Papa no Iraque: recomeçar de Abraão para se reconhecer irmãos
Andrea Tornielli
Os cristãos iraquianos esperavam pelo Papa há 22 anos. Era 1999, quando São João Paulo II planejou uma breve, mas significativa peregrinação a Ur dos Caldeus, a primeira etapa do percurso jubilar aos lugares de salvação. Ele queria partir de Abraão, do pai comum reconhecido pelos judeus, cristãos e muçulmanos. Muitos não aconselharam o ancião pontífice polonês, pedindo-lhe de não fazer uma viagem que poderia correr o risco de fortalecer Saddam Hussein no poder, após a primeira Guerra do Golfo. O Papa Wojtyla seguiu em frente, apesar das tentativas de dissuadi-lo, feitas em particular pelos Estados Unidos. Mas, no final, essa viagem relâmpago de natureza primorosamente religiosa não foi feita por causa da oposição do presidente iraquiano.
Em 1999, o país já estava de joelhos por causa da guerra sangrenta contra o Irã (1980-1988) e por causa das sanções internacionais seguidas pela invasão do Kuwait e primeira Guerra do Golfo. O número de cristãos no Iraque era, então, três vezes maior do que é hoje. A viagem não realizada por João Paulo II permaneceu uma ferida aberta. O Papa Wojtyla levantou a sua voz contra a segunda expedição militar ocidental no país, a guerra relâmpago de 2003, que terminou com a derrubada do governo de Saddam.
No Angelus de 16 de março, ele disse: "gostaria de lembrar aos países membros das Nações Unidas e, em particular, àqueles que compõem o Conselho de Segurança, que o uso da força representa o último recurso, depois de terem esgotado todas as outras soluções pacíficas, de acordo com os bem conhecidos princípios da própria Carta das Nações Unidas". Então, no pós-Angelus, ele suplicou: "eu pertenço àquela geração que viveu a II Guerra Mundial e sobreviveu. Tenho o dever de dizer a todos os jovens, àqueles mais jovens do que eu, que não tiveram essa experiência: ‘Nunca mais a guerra!’, como disse Paulo VI na sua primeira visita às Nações Unidas. Devemos fazer tudo o que for possível!".
Ele não foi ouvido por aqueles "jovens" que fizeram a guerra e foram incapazes de construir a paz. O Iraque foi atingido pelo terrorismo, com atentados, bombas, devastações. O tecido social se desintegrou. E, em 2014, o país viu a ascensão do autoproclamado Estado Islâmico pelo Isis. Mais devastação, perseguições, violências, com as potências regionais e internacionais comprometidas com a luta em solo iraquiano. Com a multiplicação das milícias fora de controle. A pagar o preço, com um alto custo em vidas humanas, a população indefesa, dividida por afiliações étnicas e religiosas.

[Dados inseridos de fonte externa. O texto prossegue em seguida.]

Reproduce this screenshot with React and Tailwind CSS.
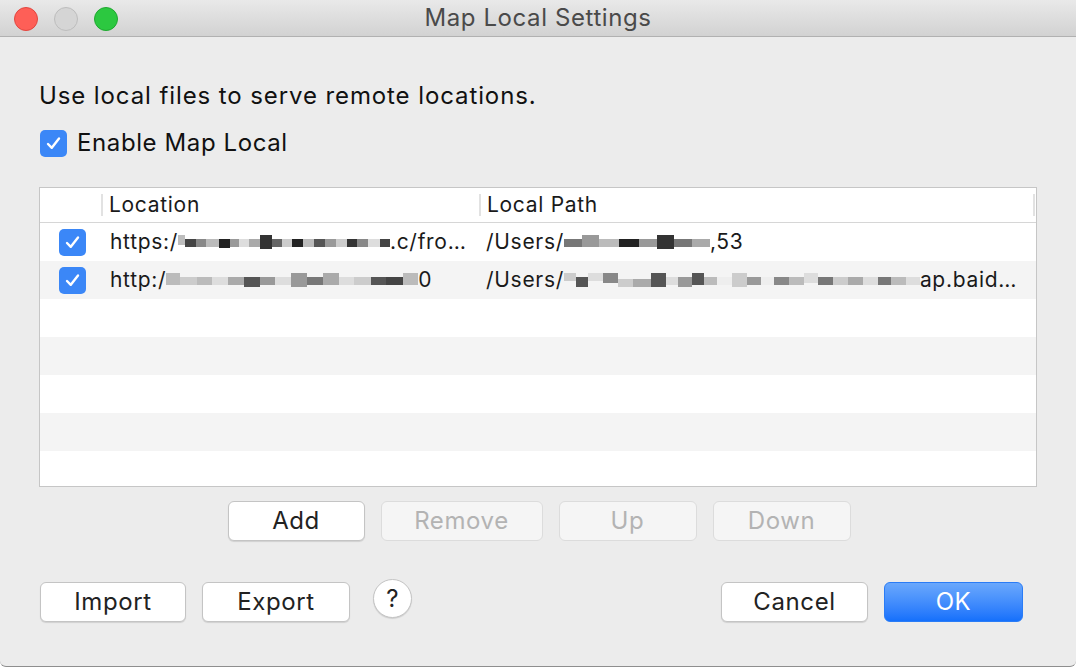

Olhando para a situação do Iraque, toca-se com a mão a concretude e o realismo das palavras que Francisco quis esculpir na sua última encíclica "Fratelli tutti": "não podemos mais pensar na guerra como solução, dado que os riscos provavelmente serão sempre maiores do que a hipotética utilidade atribuída a ela. Diante a tal realidade, hoje é muito difícil sustentar os critérios racionais amadurecidos em outros séculos para falar de uma possível ‘guerra justa’. Nunca mais a guerra!... Cada guerra deixa o mundo pior de como o foi encontrado. A guerra é um fracasso da política e da humanidade, uma vergonhosa rendição, uma derrota diante das forças do mal".
Centenas de milhares de cristãos durante esses anos se viram forçados a abandonar as suas casas para buscar refúgio no exterior. Em uma terra de primeira evangelização, cuja Igreja muito antiga tem origens que remontam à pregação apostólica, hoje os cristãos esperam a visita de Francisco como um sopro de oxigênio. Há algum tempo o Papa havia anunciado a sua vontade de ir ao Iraque para confortá-los, seguindo a única "geopolítica" que o move, ou seja, aquela de manifestar proximidade a quem sofre e de favorecer, com a sua presença, processos de reconciliação, de reconstrução e de paz.
Por essa razão, apesar dos riscos ligados à pandemia e à segurança, apesar dos recentes atentados, Francisco manteve esse compromisso na sua agenda até agora, determinado a não decepcionar todos os iraquianos que o esperam. O coração da primeira viagem internacional, após quinze meses de bloqueio forçado devido às consequências da Covid-19, será o compromisso em Ur, na cidade de onde partiu o patriarca Abraão. Uma ocasião para rezar junto aos crentes de outras confissões religiosas, em particular, muçulmanos, para redescobrir as razões de uma convivência entre irmãos, de modo a reconstruir um tecido social além das facções e grupos étnicos, e para lançar uma mensagem ao Oriente Médio e ao mundo inteiro.